Per-Developer Azure SignalR Notification Hubs
Azure SignalR service is WebSocket implementation which is used for realtime server <> client communication used in our cose for some realtime dashboards and UI flows.
Azure SignalR works with the named hubs to which clients connect by first requesting the hub url and access token, and then establishing a connection. So the solution in this case is to create a per-developer hub based on an environment variable which is set to a different value on every developer machine, but to the same value for the test/production environment. As the hub name/url/accessToken is fully controlled by the server app (k8s pod) there is no change required in the client application (SPA in our case).

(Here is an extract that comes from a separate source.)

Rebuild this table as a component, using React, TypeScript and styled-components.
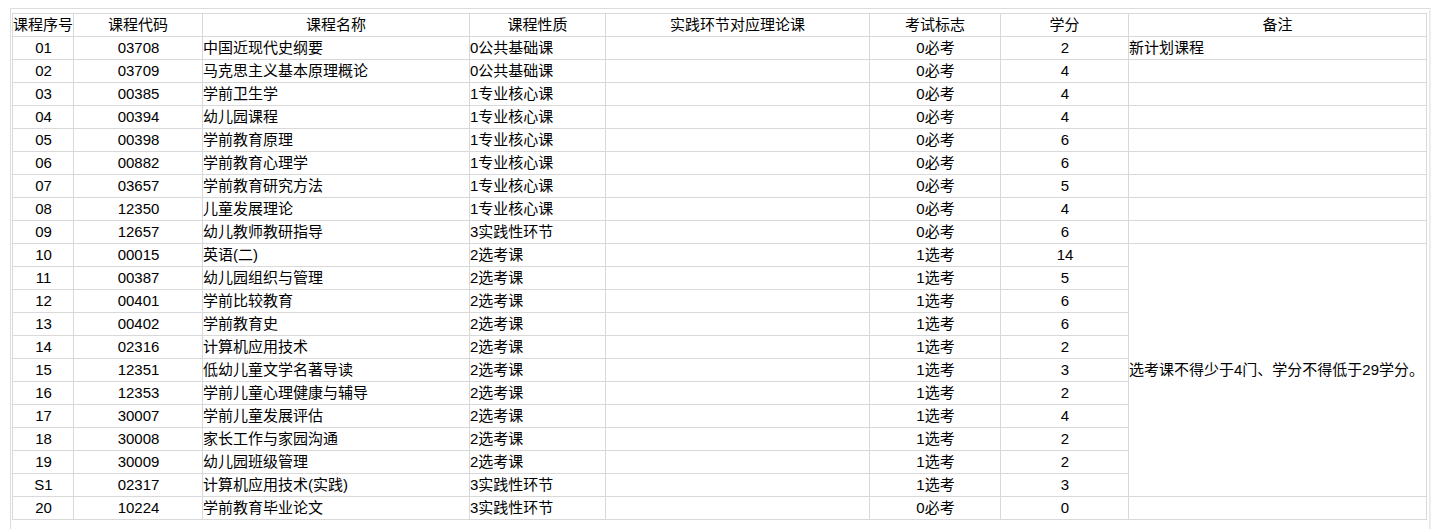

Docker Containers running locally
In case there are high-quality local emulators available, then these are of course preferentially used, as then there is out-of-the-box isolation from other developers. We are running local docker containers for MongoDB and SFTP Server for example.
The install/run script can be as simple as a 1-liner:
docker run --name mongodb --restart unless-stopped -v mongodata:/data/db -d -p 27017:27017 mongo --oplogSize 50 --replSet rs0
or
docker run --name sftp --restart unless-stopped -p 22:22 -d atmoz/sftp foo:pass:::upload,upload/processed
Note the --restart unless-stopped
policy, which makes sure that upon restart of the dev machine the docker containers are started automatically.
What is important when running local docker containers are the scripts for setting them up, including all configurations to be applied - e.g. in case of MongoDB DDL scripts for the setup all local databases used by the apps.
mirrord
mirrord is an amazing and magic piece of technology, which allows you to debug a running container in a Kubernetes cluster - any cluster, including the local k3d cluster for example. More importantly, from developer UX point of view the debugging runs:
- within the context of the container, which means all environment variables for example with which the container was deployed(!), as well as inbound/outbound network connectivity
- within your own locally-running IDE - e.g. Jetbrains Rider(!)
What happens in reality: mirrord installs a pod in the Kubernetes cluster which redirects (or duplicates) all calls to the pod to the additional local process which it starts on the local dev machine.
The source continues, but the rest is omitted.